Puisque nous aimons ce que nous chérissons, surgit la question des types d’amour possible. Est-ce que l’amour relève surtout d’une appropriation de la chose aimée ? Est-ce que la relationnalité du coeur est, en dernière instance, nécessaire pour soi, et donc égocentrée ? C’est l’idée d’un « amour froid » que Pascale Devette propose de développer dans son article intitulé « Détachement et décentrement : l’amour “impersonnel” d’Antigone au coeur de la cité », à partir d’une relecture de Simone Weil et de Martha Nussbaum. Selon cette dernière, les émotions — et l’amour d’autant plus — sont centrales pour le développement individuel dans la mesure où ils sont communicables. C’est en ce sens que, pour Nussbaum, le coeur d’Antigone est démesuré et fermé au dialogue. Au contraire, Weil voit dans la tragédie d’Antigone une forme d’amour qui se révèle dans la distance avec autrui. C’est ce que Weil nomme « l’amour impersonnel », notion qui reconfigure radicalement la triade émotions, relations et dialogues. Ainsi, la signification politique du coeur d’Antigone relève précisément du fait qu’elle n’aime pas dans l’espoir d’un retour pour soi : la désobéissance civile d’Antigone est un don d’amour envers ceux et celles qui sont invisibilisé.e.s par le pouvoir et maintenu.e.s à distance de tout dialogue. L’amour impersonnel est, en partie, incommunicable puisqu’il se maintient à distance de toute forme d’appropriation. Ainsi, Antigone n’est pas « sans coeur », elle fait un usage extraordinaire de son coeur.

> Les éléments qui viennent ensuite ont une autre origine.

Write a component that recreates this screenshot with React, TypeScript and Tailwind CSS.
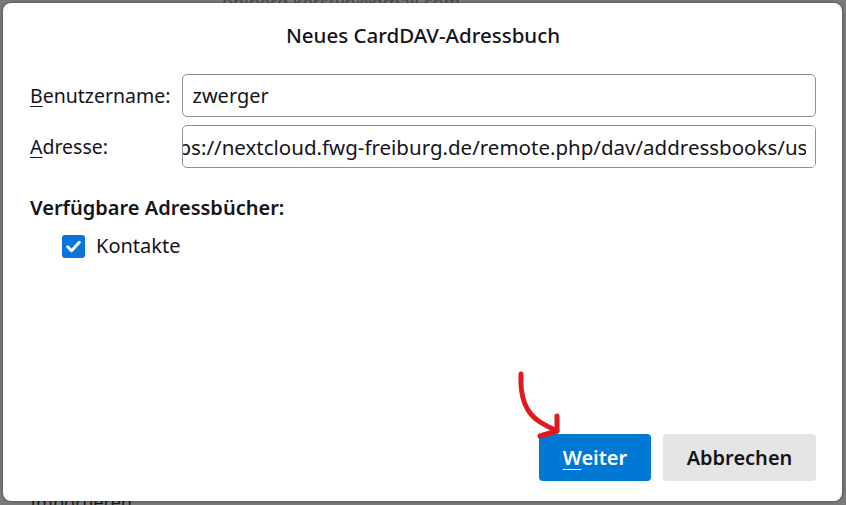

Enfin, c’est dans le but de réévaluer et de réaffirmer l’importance de la notion philosophique de coeur et de ce qu’il évoque qu’en mai 2019 — et grâce à l’initiative conjointe de Marjolaine Deschênes et Marie-Michèle Blondin — une journée d’étude autour du dialogue a eu lieu. Les quatre articles résultant de cette journée, et qui sont rassemblés dans ce dossier, proposent un regard nouveau et actuel sur des thématiques souvent associées au coeur, c’est-à-dire le sujet et son rapport affectif à l’autre.